Dataset content
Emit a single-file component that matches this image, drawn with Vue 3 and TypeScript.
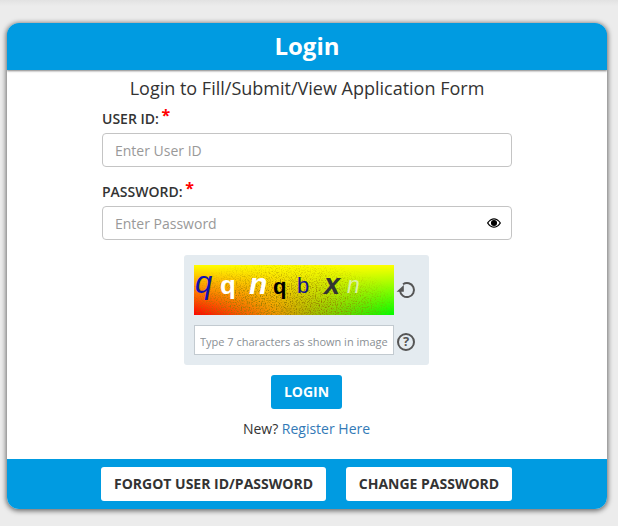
<template>
  <div class="page">
    <div class="card">
      <div class="card-head">Login</div>
      <div class="card-body">
        <h2 class="sub-title">Login to Fill/Submit/View Application Form</h2>
        <form class="login-form" @submit.prevent>
          <label class="field-label">USER ID: <span class="req">*</span></label>
          <input class="text-input" type="text" placeholder="Enter User ID" />

          <label class="field-label pass-label">PASSWORD: <span class="req">*</span></label>
          <div class="pass-wrap">
            <input class="text-input" :type="showPass ? 'text' : 'password'" placeholder="Enter Password" />
            <button class="eye-btn" type="button" aria-label="Show password" @click="showPass = !showPass">
              <svg width="14" height="14" viewBox="0 0 16 16" fill="#000">
                <path fill-rule="evenodd" d="M16 8s-3-5.5-8-5.5S0 8 0 8s3 5.5 8 5.5S16 8 16 8zM1.6 8a12 12 0 0 1 1.6-1.9C4.3 5 6 4 8 4s3.7 1 4.8 2.1A12 12 0 0 1 14.4 8a12 12 0 0 1-1.6 1.9C11.7 11 10 12 8 12s-3.7-1-4.8-2.1A12 12 0 0 1 1.6 8z" />
                <circle cx="8" cy="8" r="3.5" />
              </svg>
            </button>
          </div>

          <div class="captcha-box">
            <div class="captcha-row">
              <div class="captcha-img">
                <svg class="noise" width="200" height="50">
                  <filter id="grain">
                    <feTurbulence type="fractalNoise" baseFrequency="0.8" numOctaves="2" seed="4" />
                    <feColorMatrix values="0 0 0 0 0.3  0 0 0 0 0.2  0 0 0 0 0  0 0 0 3.2 -1.5" />
                  </filter>
                  <rect width="200" height="50" filter="url(#grain)" />
                </svg>
                <span
                  v-for="c in captcha"
                  :key="c.left"
                  class="captcha-char"
                  :style="{ left: c.left + 'px', top: c.top + 'px', fontSize: c.size + 'px', color: c.color, fontWeight: c.weight, fontStyle: c.italic ? 'italic' : 'normal' }"
                >{{ c.ch }}</span>
              </div>
              <svg class="side-icon" width="22" height="22" viewBox="0 0 22 22" fill="none">
                <path d="M8 5.3A7 7 0 1 1 5 11.5" stroke="#555" stroke-width="2" />
                <path d="M1.6 12.8 8.8 6v6.8z" fill="#555" />
              </svg>
            </div>
            <div class="captcha-row">
              <input class="captcha-input" type="text" placeholder="Type 7 characters as shown in image" />
              <svg class="side-icon help-icon" width="22" height="22" viewBox="0 0 22 22" fill="none">
                <circle cx="11" cy="11" r="8" stroke="#555" stroke-width="2" />
                <text x="11" y="15.2" text-anchor="middle" class="q-mark">?</text>
              </svg>
            </div>
          </div>

          <div class="submit-row">
            <button class="login-btn" type="submit">LOGIN</button>
          </div>
          <p class="new-line">New? <a href="#">Register Here</a></p>
        </form>
      </div>
      <div class="card-foot">
        <button class="foot-btn forgot" type="button">FORGOT USER ID/PASSWORD</button>
        <button class="foot-btn change" type="button">CHANGE PASSWORD</button>
      </div>
    </div>
  </div>
</template>

<script setup lang="ts">
import { ref } from 'vue'

interface CaptchaChar {
  ch: string
  left: number
  top: number
  size: number
  color: string
  weight: number
  italic: boolean
}

const showPass = ref(false)

// letters of the captcha picture, each one placed on its own
const captcha: CaptchaChar[] = [
  { ch: 'q', left: 1, top: 2, size: 31, color: '#1010b0', weight: 400, italic: true },
  { ch: 'q', left: 26, top: 7, size: 26, color: '#fff', weight: 700, italic: false },
  { ch: 'n', left: 55, top: 4, size: 30, color: '#fff', weight: 700, italic: true },
  { ch: 'q', left: 79, top: 11, size: 22, color: '#000', weight: 700, italic: false },
  { ch: 'b', left: 103, top: 10, size: 22, color: '#14148c', weight: 400, italic: false },
  { ch: 'x', left: 130, top: 5, size: 29, color: '#333', weight: 700, italic: true },
  { ch: 'n', left: 153, top: 9, size: 23, color: '#dcf0a8', weight: 400, italic: true },
]
</script>

<style>
html,
body {
  margin: 0;
  background: #ececec;
}
</style>

<style scoped>
.page {
  height: 526px;
  box-sizing: border-box;
  padding: 23px 11px 0 7px;
  overflow: hidden;
  font-family: "Open Sans", sans-serif;
  background: linear-gradient(to bottom, #e2e2e2 0, #ececec 6px);
}

.card {
  height: 486px;
  display: flex;
  flex-direction: column;
  border-radius: 12px;
  background: #fff;
  box-shadow: 0 1px 5px 1px rgba(0, 0, 0, 0.55);
  overflow: hidden;
}

.card-head {
  height: 47px;
  flex: none;
  background: #009be1;
  color: #fff;
  font-size: 24px;
  font-weight: 700;
  line-height: 46px;
  text-align: center;
  box-shadow: 0 1px 2px rgba(0, 0, 0, 0.5);
  position: relative;
}

.card-body {
  flex: 1;
}

.sub-title {
  margin: 6px 0 0;
  font-size: 18px;
  font-weight: 400;
  line-height: 25px;
  color: #333;
  text-align: center;
}

.login-form {
  width: 410px;
  margin: 0 auto;
}

.field-label {
  display: block;
  margin-top: 5px;
  height: 27px;
  font-size: 14px;
  font-weight: 600;
  line-height: 26px;
  color: #333;
}

.pass-label {
  margin-top: 12px;
}

.req {
  margin-left: -1px;
  color: #f00;
  font-size: 16px;
  font-weight: 700;
  line-height: 14px;
  vertical-align: 3px;
}

.text-input {
  display: block;
  width: 100%;
  height: 34px;
  box-sizing: border-box;
  padding: 0 12px;
  border: 1px solid #c4c4c4;
  border-radius: 4px;
  font: 400 14px "Open Sans", sans-serif;
  color: #333;
  outline: none;
}

.text-input::placeholder {
  color: #999;
  opacity: 1;
}

.pass-wrap {
  position: relative;
}

.eye-btn {
  position: absolute;
  right: 11px;
  top: 10px;
  padding: 0;
  border: 0;
  background: none;
  line-height: 0;
  cursor: pointer;
}

.captcha-box {
  width: 245px;
  height: 110px;
  box-sizing: border-box;
  margin: 15px 0 0 82px;
  padding: 10px;
  display: flex;
  flex-direction: column;
  gap: 10px;
  border-radius: 3px;
  background: #e4ebf0;
}

.captcha-row {
  display: flex;
  align-items: center;
}

.captcha-img {
  position: relative;
  flex: none;
  width: 200px;
  height: 50px;
  background:
    linear-gradient(to bottom, #ffff00 0, rgba(255, 255, 0, 0) 100%),
    linear-gradient(to right, #ff0000 0, #f09000 40%, #78d000 70%, #00ff00 100%);
}

.noise {
  position: absolute;
  left: 0;
  top: 0;
  -webkit-mask-image: radial-gradient(ellipse 60% 95% at 45% 85%, #000 35%, transparent 100%);
  mask-image: radial-gradient(ellipse 60% 95% at 45% 85%, #000 35%, transparent 100%);
}

.captcha-char {
  position: absolute;
  font-family: "Liberation Sans", sans-serif;
  line-height: 1;
}

.side-icon {
  flex: none;
  margin-left: 1px;
}

.help-icon {
  margin-top: 3px;
}

.captcha-input {
  flex: none;
  width: 200px;
  height: 30px;
  box-sizing: border-box;
  padding: 2px 5px 0;
  border: 1px solid #c2cad0;
  font: 400 11px "Open Sans", sans-serif;
  outline: none;
}

.captcha-input::placeholder {
  color: #8a8f94;
  opacity: 1;
}

.q-mark {
  font: 700 13px "Open Sans", sans-serif;
  fill: #555;
}

.submit-row {
  margin-top: 10px;
  padding-right: 1px;
  text-align: center;
}

.login-btn {
  width: 71px;
  height: 34px;
  padding: 0 0 2px;
  border: 0;
  border-radius: 3px;
  background: #009be1;
  color: #fff;
  font: 700 14px "Open Sans", sans-serif;
}

.new-line {
  margin: 10px 0 0;
  padding-right: 1px;
  font-size: 14px;
  line-height: 20px;
  color: #333;
  text-align: center;
}

.new-line a {
  color: #337ab7;
  text-decoration: none;
}

.card-foot {
  height: 50px;
  flex: none;
  display: flex;
  justify-content: center;
  align-items: center;
  gap: 20px;
  padding-right: 1px;
  background: #009be1;
}

.foot-btn {
  height: 34px;
  padding: 0 0 2px;
  border: 0;
  border-radius: 3px;
  background: #fff;
  color: #333;
  font: 700 14px "Open Sans", sans-serif;
}

.forgot {
  width: 225px;
}

.change {
  width: 166px;
}
</style>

Given task
Copy out every line of the data that includes the word "image".

In response
Emit a single-file component that matches this image, drawn with Vue 3 and TypeScript.
              <input class="captcha-input" type="text" placeholder="Type 7 characters as shown in image" />
  -webkit-mask-image: radial-gradient(ellipse 60% 95% at 45% 85%, #000 35%, transparent 100%);
  mask-image: radial-gradient(ellipse 60% 95% at 45% 85%, #000 35%, transparent 100%);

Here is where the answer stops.